While his deep sideline routes from the outside were a mixed bag, all of the qualities that make Bryant a great inside receiver – acceleration, burst, physicality – served him well on the outside running comebacks, digs, and slants for consistent intermediate gains. Other than the skinny post from the slot, naturally, these were Bryant’s most productive downfield routes on a per-play basis on my tally sheet. Some examples:

  1. :00 – Big cushion from the corner who respects his speed, then he plants at a dead stop a yard past the sticks and makes a Dillon Mitchell-esque dip to dodge the hit and get the 1st down.
  2. :20 – The corner is giving a seven-yard cushion, Bryant runs 15 yards to his toes till he flips his hips, then breaks him off hard, comes back for the ball, and breaks him again. A lot of jawing after this one.
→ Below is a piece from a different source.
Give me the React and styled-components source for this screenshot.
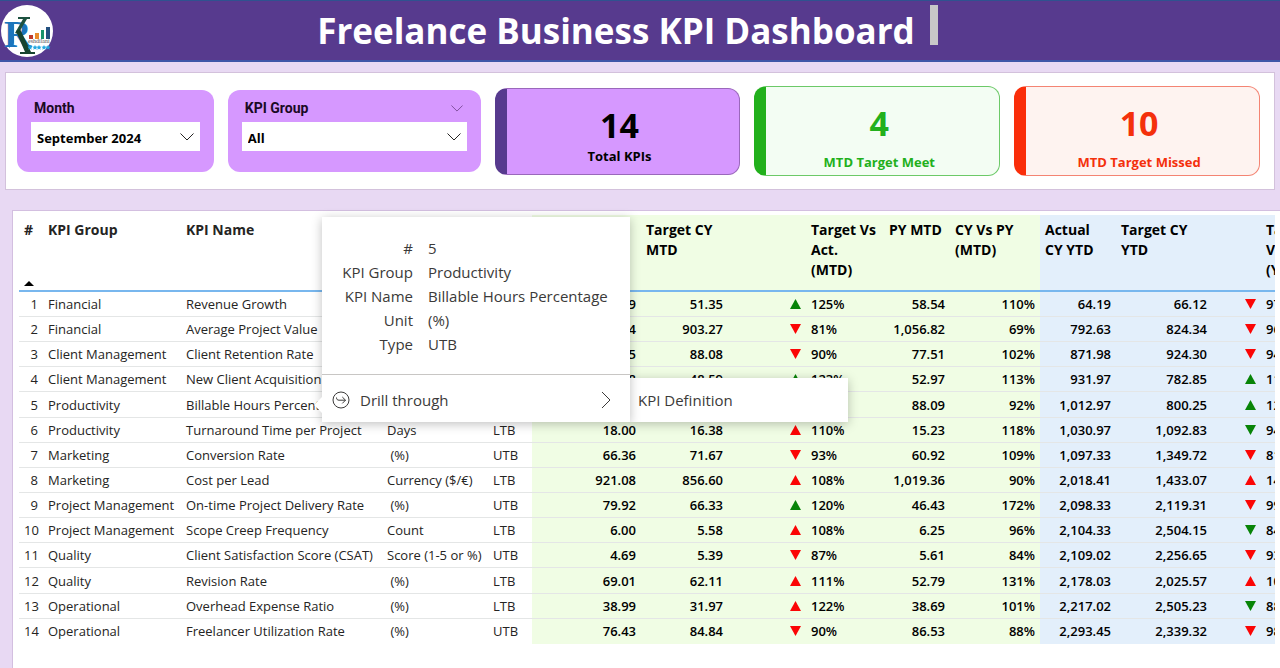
import React, { useState } from "react";
import styled, { createGlobalStyle } from "styled-components";

const COLUMNS = [
  { key: "id", label: "#", width: 24, align: "right", sorted: true },
  { key: "group", label: "KPI Group", width: 138 },
  { key: "name", label: "KPI Name", width: 201 },
  { key: "unit", label: "Unit", width: 106 },
  { key: "type", label: "Type", width: 44 },
  { key: "actualMtd", label: "Actual CY\nMTD", width: 109, align: "right", tone: "mtd" },
  { key: "targetMtd", label: "Target CY\nMTD", width: 87, align: "right", tone: "mtd" },
  { key: "trendMtd", label: "", width: 78, align: "right", tone: "mtd", trend: true },
  { key: "ratioMtd", label: "Target Vs\nAct.\n(MTD)", width: 78, tone: "mtd" },
  { key: "pyMtd", label: "PY MTD", width: 66, align: "right", tone: "mtd" },
  { key: "cyPyMtd", label: "CY Vs PY\n(MTD)", width: 90, align: "right", tone: "mtd" },
  { key: "actualYtd", label: "Actual\nCY YTD", width: 76, align: "right", tone: "ytd" },
  { key: "targetYtd", label: "Target CY\nYTD", width: 96, align: "right", tone: "ytd" },
  { key: "trendYtd", label: "", width: 49, align: "right", tone: "ytd", trend: true },
  { key: "ratioYtd", label: "Target\nVs Act.\n(YTD)", width: 77, tone: "ytd" },
];

const ROWS = [
  [1, "Financial", "Revenue Growth", " (%)", "UTB", "64.19", "51.35", "up good", "125%", "58.54", "110%", "64.19", "66.12", "down bad", "97%"],
  [2, "Financial", "Average Project Value", "Currency ($/€)", "UTB", "732.64", "903.27", "down bad", "81%", "1,056.82", "69%", "792.63", "824.34", "down bad", "96%"],
  [3, "Client Management", "Client Retention Rate", " (%)", "UTB", "79.35", "88.08", "down bad", "90%", "77.51", "102%", "871.98", "924.30", "down bad", "94%"],
  [4, "Client Management", "New Client Acquisition", "Count", "UTB", "59.98", "48.59", "up good", "123%", "52.97", "113%", "931.97", "782.85", "up good", "119%"],
  [5, "Productivity", "Billable Hours Percentage", " (%)", "UTB", "81.04", "68.10", "up good", "119%", "88.09", "92%", "1,012.97", "800.25", "up good", "127%"],
  [6, "Productivity", "Turnaround Time per Project", "Days", "LTB", "18.00", "16.38", "up bad", "110%", "15.23", "118%", "1,030.97", "1,092.83", "down good", "94%"],
  [7, "Marketing", "Conversion Rate", " (%)", "UTB", "66.36", "71.67", "down bad", "93%", "60.92", "109%", "1,097.33", "1,349.72", "down bad", "81%"],
  [8, "Marketing", "Cost per Lead", "Currency ($/€)", "LTB", "921.08", "856.60", "up bad", "108%", "1,019.36", "90%", "2,018.41", "1,433.07", "up bad", "141%"],
  [9, "Project Management", "On-time Project Delivery Rate", " (%)", "UTB", "79.92", "66.33", "up good", "120%", "46.43", "172%", "2,098.33", "2,119.31", "down bad", "99%"],
  [10, "Project Management", "Scope Creep Frequency", "Count", "LTB", "6.00", "5.58", "up bad", "108%", "6.25", "96%", "2,104.33", "2,504.15", "down good", "84%"],
  [11, "Quality", "Client Satisfaction Score (CSAT)", "Score (1-5 or %)", "UTB", "4.69", "5.39", "down bad", "87%", "5.61", "84%", "2,109.02", "2,256.65", "down bad", "93%"],
  [12, "Quality", "Revision Rate", " (%)", "LTB", "69.01", "62.11", "up bad", "111%", "52.79", "131%", "2,178.03", "2,025.57", "up bad", "108%"],
  [13, "Operational", "Overhead Expense Ratio", " (%)", "LTB", "38.99", "31.97", "up bad", "122%", "38.69", "101%", "2,217.02", "2,505.23", "down good", "88%"],
  [14, "Operational", "Freelancer Utilization Rate", " (%)", "UTB", "76.43", "84.84", "down bad", "90%", "86.53", "88%", "2,293.45", "2,339.32", "down bad", "98%"],
];

const DETAILS = [
  ["#", "5"],
  ["KPI Group", "Productivity"],
  ["KPI Name", "Billable Hours Percentage"],
  ["Unit", "(%)"],
  ["Type", "UTB"],
];

function Chevron({ size = 14 }) {
  return (
    <svg width={size} height={size / 2 + 1} viewBox="0 0 14 8" fill="none" stroke="currentColor">
      <path d="M.5.5 7 7 13.5.5" />
    </svg>
  );
}

function Trend({ value }) {
  const [direction, state] = value.split(" ");
  return (
    <svg width="11" height="10" viewBox="0 0 10 10" preserveAspectRatio="none" role="img" aria-label={direction} fill={state === "good" ? "#078407" : "#fb0505"}>
      <path d={direction === "up" ? "M5 0 10 10H0z" : "M0 0H10L5 10z"} />
    </svg>
  );
}

function BrandLogo() {
  return (
    <Logo viewBox="0 0 52 52" role="img" aria-label="Logo">
      <circle cx="26" cy="26" r="26" fill="#fff" />
      <LogoLetter x="3" y="42" fontSize="38" fill="#1b75bc">R</LogoLetter>
      <path d="M8 18v25l5-5V18z" fill="#1b75bc" />
      <path d="M17 12h12v2h-3L17 29l-3-1 8-14h-5z" fill="#1d5240" />
      <path d="m15 26 4-2 11 23h4v2H19v-2h5z" fill="#17442f" />
      <path d="M28 30h4v4h-4z" fill="#c0392b" />
      <path d="M34 28h4v6h-4z" fill="#e98b2a" />
      <path d="M40 25h3v9h-3z" fill="#17936b" />
      <path d="M45 22h4v12h-4z" fill="#23507f" />
      <LogoCaption x="27" y="38">eshdilani</LogoCaption>
      {[29, 34, 38, 43, 47].map((x) => (
        <path key={x} transform={`translate(${x} 40)`} d="m0 0 .8 1.600 1.700.1-1.300 1.200.5 1.800L0 3.800l-1.700.9.5-1.800-1.300-1.200 1.700-.1z" fill="#22a7e0" />
      ))}
    </Logo>
  );
}

function App() {
  const [month, setMonth] = useState("September 2024");
  const [group, setGroup] = useState("All");

  return (
    <Page>
      <GlobalStyle />
      <Header>
        <BrandLogo />
        <TitleWrap>
          <Title>Freelance Business KPI Dashboard</Title>
          <TitleMark />
        </TitleWrap>
      </Header>

      <Summary>
        <Slicer>
          <SlicerTop>
            <label htmlFor="month">Month</label>
          </SlicerTop>
          <SelectBox>
            <select id="month" value={month} onChange={(e) => setMonth(e.target.value)}>
              <option>September 2024</option>
            </select>
            <Chevron />
          </SelectBox>
        </Slicer>
        <Slicer>
          <SlicerTop>
            <label htmlFor="group">KPI Group</label>
            <Chevron size={12} />
          </SlicerTop>
          <SelectBox>
            <select id="group" value={group} onChange={(e) => setGroup(e.target.value)}>
              <option>All</option>
            </select>
            <Chevron />
          </SelectBox>
        </Slicer>
        <Stat $bar="#573a8e" $line="#9a68bb" $bg="#d698ff" $color="#000" $compact>
          <strong>14</strong>
          <span>Total KPIs</span>
        </Stat>
        <Stat $bar="#22b01c" $line="#6cc968" $bg="#f3fdf3" $color="#22b01c">
          <strong>4</strong>
          <span>MTD Target Meet</span>
        </Stat>
        <Stat $bar="#fa2e0a" $line="#f48473" $bg="#fef3f0" $color="#f4300c">
          <strong>10</strong>
          <span>MTD Target Missed</span>
        </Stat>
      </Summary>

      <Report>
        <TableScroll>
          <Table>
            <colgroup>
              {COLUMNS.map((c) => (
                <Col key={c.key} $width={c.width} />
              ))}
            </colgroup>
            <thead>
              <tr>
                {COLUMNS.map((c) => (
                  <HeadCell key={c.key} $tone={c.tone} aria-label={c.trend ? "Trend" : undefined}>
                    <HeadInner>
                      {c.label}
                      {c.sorted && (
                        <svg width="10" height="5" viewBox="0 0 10 5">
                          <path d="M5 0 10 5H0z" />
                        </svg>
                      )}
                    </HeadInner>
                  </HeadCell>
                ))}
              </tr>
            </thead>
            <tbody>
              {ROWS.map((row) => (
                <Row key={row[0]}>
                  {COLUMNS.map((c, i) => (
                    <Cell key={c.key} $align={c.align} $tone={c.tone}>
                      {c.trend ? <Trend value={row[i]} /> : row[i]}
                    </Cell>
                  ))}
                </Row>
              ))}
            </tbody>
          </Table>
        </TableScroll>

        <ContextMenu>
          <MenuCard>
            <Details>
              {DETAILS.map(([name, value]) => (
                <React.Fragment key={name}>
                  <dt>{name}</dt>
                  <dd>{value}</dd>
                </React.Fragment>
              ))}
            </Details>
            <MenuButton>
              <svg width="18" height="18" viewBox="0 0 18 18" fill="none" stroke="currentColor">
                <circle cx="9" cy="9" r="8" />
                <path d="M4.500 6.500c0 2 1 2.700 2.500 2.700h6.500M10.300 6l3.200 3.200-3.200 3.200" />
              </svg>
              <span>Drill through</span>
              <svg width="10" height="18" viewBox="0 0 10 18" fill="none" stroke="currentColor">
                <path d="m1 1 8 8-8 8" />
              </svg>
            </MenuButton>
          </MenuCard>
          <SubMenu>
            <button>KPI Definition</button>
          </SubMenu>
        </ContextMenu>
      </Report>
    </Page>
  );
}

export default App;

const GlobalStyle = createGlobalStyle`
  * {
    box-sizing: border-box;
  }
  body {
    margin: 0;
    background: #e8d9f3;
    font-family: "Open Sans", "Noto Sans", sans-serif;
    font-size: 13px;
    color: #252423;
  }
  button, select {
    font: inherit;
    color: inherit;
  }
`;
const Page = styled.div`
  display: flex;
  flex-direction: column;
  min-height: 100vh;
  overflow: hidden;
`;
const Header = styled.header`
  display: flex;
  align-items: center;
  height: 62px;
  padding: 0 78px 0 1px;
  background: #573a8e;
  border-top: 1px solid #2f528f;
  border-bottom: 2px solid #3f56a8;
`;
const Logo = styled.svg`
  flex: none;
  width: 52px;
  height: 52px;
`;
const LogoLetter = styled.text`
  font-family: "Liberation Serif", serif;
  font-weight: 700;
`;
const LogoCaption = styled.text`
  font-family: "Liberation Serif", serif;
  font-size: 6px;
  fill: #555;
`;
const TitleWrap = styled.div`
  display: flex;
  flex: 1;
  justify-content: center;
  gap: 15px;
`;
const Title = styled.h1`
  margin: 0;
  color: #fff;
  font-size: 35px;
  line-height: 52px;
  font-weight: 700;
  white-space: nowrap;
`;
const TitleMark = styled.span`
  width: 8px;
  height: 40px;
  background: #c8c8c8;
`;
const Summary = styled.section`
  display: grid;
  grid-template-columns: 197fr 253fr 246fr 246fr 246fr;
  align-items: center;
  gap: 14px;
  height: 118px;
  margin: 10px 5px 20px;
  padding: 0 14px 0 11px;
  background: #fff;
  border: 1px solid #d3c1dc;
`;
const Slicer = styled.div`
  height: 82px;
  padding: 4px 14px;
  border-radius: 12px;
  background: #d698ff;
`;
const SlicerTop = styled.div`
  display: flex;
  align-items: center;
  justify-content: space-between;
  height: 28px;
  padding: 0 4px 0 3px;

  label {
    font-family: Roboto, sans-serif;
    font-size: 14px;
    font-weight: 700;
    color: #1a0a24;
  }
  svg {
    color: #74458f;
  }
`;
const SelectBox = styled.div`
  display: grid;
  align-items: center;
  background: #fff;

  select,
  svg {
    grid-area: 1 / 1;
  }
  select {
    appearance: none;
    width: 100%;
    height: 29px;
    padding: 2px 24px 0 6px;
    border: 0;
    background: transparent;
    font-weight: 700;
    color: #000;
  }
  svg {
    justify-self: end;
    margin-right: 6px;
    pointer-events: none;
  }
`;
const Stat = styled.div`
  display: flex;
  flex-direction: column;
  align-items: center;
  height: ${(p) => (p.$compact ? 87 : 90)}px;
  padding: 15px 7px 0 0;
  border: 1px solid ${(p) => p.$line};
  border-left: 12px solid ${(p) => p.$bar};
  border-radius: 12px;
  background: ${(p) => p.$bg};
  color: ${(p) => p.$color};

  strong {
    font-size: 34px;
    line-height: 42px;
  }
  span {
    margin-top: ${(p) => (p.$compact ? 0 : 8)}px;
    font-weight: 700;
    line-height: 20px;
  }
`;
const Report = styled.section`
  position: relative;
  flex: 1;
  margin-left: 12px;
  padding: 4px 5px 20px 6px;
  background: #fff;
  border: solid #d3bfe0;
  border-width: 1px 0 0 1px;
`;
const TableScroll = styled.div`
  overflow: hidden;
`;
const Table = styled.table`
  table-layout: fixed;
  width: 1319px;
  border-collapse: separate;
  border-spacing: 0;
`;
const Col = styled.col`
  width: ${(p) => p.$width}px;
`;
const tones = { mtd: "#f0fde4", ytd: "#e3effb" };
const HeadCell = styled.th`
  height: 77px;
  padding: 5px 5px 4px;
  border-bottom: 2px solid #78b7ee;
  background: ${(p) => tones[p.$tone] || "#fff"};
  color: ${(p) => (p.$tone ? "#000" : "#252423")};
  font-size: 14px;
  line-height: 20px;
  font-weight: 700;
  text-align: left;
  vertical-align: top;
  white-space: pre;
`;
const HeadInner = styled.div`
  display: flex;
  flex-direction: column;
  justify-content: space-between;
  height: 66px;
`;
const Row = styled.tr`
  height: 25px;

  &:nth-child(7n + 5) {
    height: 26px;
  }
`;
const Cell = styled.td`
  padding: 0 5px;
  border-bottom: 1px solid #e4e6e6;
  background: ${(p) => tones[p.$tone] || "#fff"};
  color: ${(p) => (p.$tone ? "#000" : "#252423")};
  font-weight: ${(p) => (p.$tone ? 600 : 500)};
  line-height: 20px;
  text-align: ${(p) => p.$align || "left"};
  white-space: pre;

  tr:last-child > & {
    border-bottom-color: transparent;
  }
`;
const ContextMenu = styled.div`
  position: absolute;
  top: 6px;
  left: 309px;
  display: flex;
  align-items: flex-end;
  color: #3b3a39;
  font-size: 15px;

  button {
    border: 0;
    background: #fff;
    cursor: pointer;
  }
`;
const MenuCard = styled.div`
  z-index: 1;
  width: 308px;
  background: #fff;
  box-shadow: 0 2px 10px rgba(0, 0, 0, 0.25);

  &::before {
    content: "";
    position: absolute;
    left: -5px;
    bottom: 10px;
    width: 14px;
    height: 14px;
    background: #fff;
    transform: rotate(45deg);
  }
`;
const Details = styled.dl`
  display: grid;
  grid-template-columns: 91px 1fr;
  column-gap: 15px;
  margin: 0;
  padding: 19px 0 18px;
  border-bottom: 1px solid #c8c6c4;
  line-height: 24px;

  dt {
    text-align: right;
  }
  dd {
    margin: 0;
    white-space: nowrap;
  }
`;
const MenuButton = styled.button`
  position: relative;
  display: flex;
  align-items: center;
  gap: 10px;
  width: 100%;
  height: 47px;
  padding: 3px 19px 0 10px;
  text-align: left;

  span {
    flex: 1;
  }
`;
const SubMenu = styled.div`
  box-shadow: 0 2px 10px rgba(0, 0, 0, 0.25);

  button {
    width: 218px;
    height: 44px;
    padding: 0 8px;
    text-align: left;
  }
`;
  3. :30 – Just a great contested catch on an in-route going to the ground, with the corner stuck to him the whole way.
  4. :38 – The reader can only see Bryant’s shoes at the top of the screen at the snap thanks to ESPN’s obnoxiously tight camerawork, but they still catch a sweet stutter to get the DB to step outside just before this slant in right behind the backer following the RB in motion. Great effort and body control to power through three tacklers and extend for a touchdown.